Friday, November 07, 2008

Why can’t we be serious?



As a people, Filipinos seem hopelessly enamoured with humour. We laugh at our shortcomings and failures, and we make fun of our inability to be serious when it’s time to be. What we fail to realize is that this is a very ambiguous trait that, as the world turns, could either make or undo us as a people.

When Joseph Estrada was elected president of the country, many scoffed at his rudimentary English, even chastising him from speaking English in his public appearances or meetings with foreign dignitaries, yet we all knew his shortcomings before electing him to the highest office in the land. Later, we even collected all the jokes about him as if these were his only legacy and memorialized them every time we had the opportunity to crack an Erap joke.

Some of us may justify this inclination for humour or taking things very lightly with a defeatist shrug and with the ever-so-popular lame excuse that life is just too short. So we may not care about the affairs of the state, especially if we are talking about the Philippines and the poverty in our country when we are thousands of miles away here in comfort in Canada. I even heard someone said that if you wish to talk about the problems that plague the Philippines, then you’d better go home and do the talking there. “Life is too short,” he said, and why would he bother?

People, such as this person I was talking about, would rather spend time kibitzing or horsing around, sending retread jokes on the Internet or drinking coffee while bantering with his cohort of happy-go-lucky-misery-proof friends. If you persist in discussing serious issues with them, they will brusquely dismiss you as opinionated, or even high-minded. To them, life is just too short to waste time on matters one doesn’t have any control of. One person whose views border on the edge of hedonism and crudeness even said that life is a joke.

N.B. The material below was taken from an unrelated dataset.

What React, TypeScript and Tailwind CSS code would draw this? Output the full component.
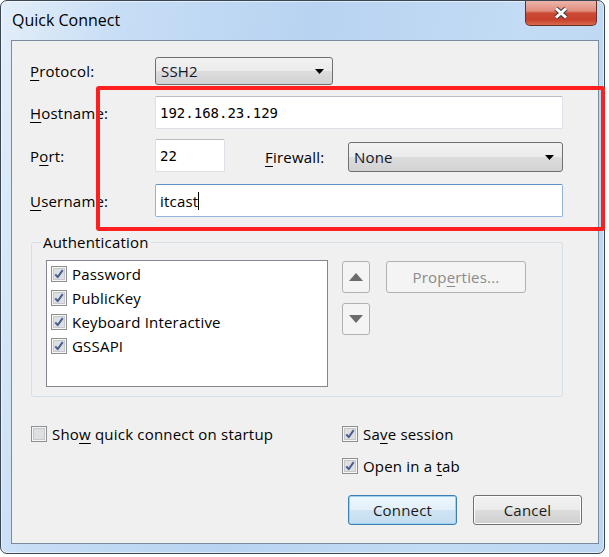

It is no wonder that as a people we have not progressed well; at least, on the intellectual level. Our achievement index is flat. So long as we are able to satisfy our basic needs, nothing else matters. The bottomline for most of us is just to fill our pockets. We revel in the glitzy success of our entertainment stars like singers or dancers, yet we don’t encourage those with the genuine artistic talent to flourish. We’re awed by the palatial mansions a few among us have acquired, yet we ignore the conditions of many doomed to stay in public housing or low-rent apartments in the inner city. We recognize our well-off physicians and professionals who’ve made good in their careers, but we don’t commiserate with the plight of those at the lower rungs of the economic ladder who continue to struggle in making both ends meet.

Filipinos here in Canada are part of the phenomenon of larger-scale migration due to exploitation and hardship in our native land. Most of us were driven to leave our country to seek better opportunities abroad, but majority of the migrants among us were forced to leave their families to seek jobs abroad because of poverty, lack of employment and our economy’s persistent underdevelopment. There are also some of us who have to leave our homeland because of intolerable persecution and suppression of our political rights.

To the Philippine government, our migrant workers, like Filipino live-in caregivers in Canada, are no more than an object of further exploitation. They pay exorbitant fees just to come here without gaining any protection in return. Migrant workers have also become an abundant source of foreign exchange which, however, is not used by the government to stimulate the economy and create jobs, but to further aggravate poverty and our country’s underdevelopment.

Most of our migrant workers wish to return to our homeland, a yearning many of us share. Yet the conditions in our country have remained very unforgiving so they have decided to settle permanently in this foreign country. If we talk about this desire and longing to go home, surely many will laugh and call it a big joke. Get a life, they will tell you. You are out of the frying pan now, why should you go back to the fire?

This cavalier tendency to take things in stride is not without any downside. It may become an opiate that numbs our senses to the point that we may never be able to recognize the need to be serious, or have the ability to care. Not everything can be cured by laughter; the doctor that prescribed it must have forgotten to add. Especially when it is insensitive humour that attempts to treat life only as an illusion and to forget that reality can be harsh, cruel, and quite brutish.

Worse, this nonchalance could turn us into a hapless fool like Titania, queen of the fairies in Shakespeare’s A Midsummer Night’s Dream, who exclaimed, “My Oberon! What visions have I seen! Methought I was enamour'd of an ass.”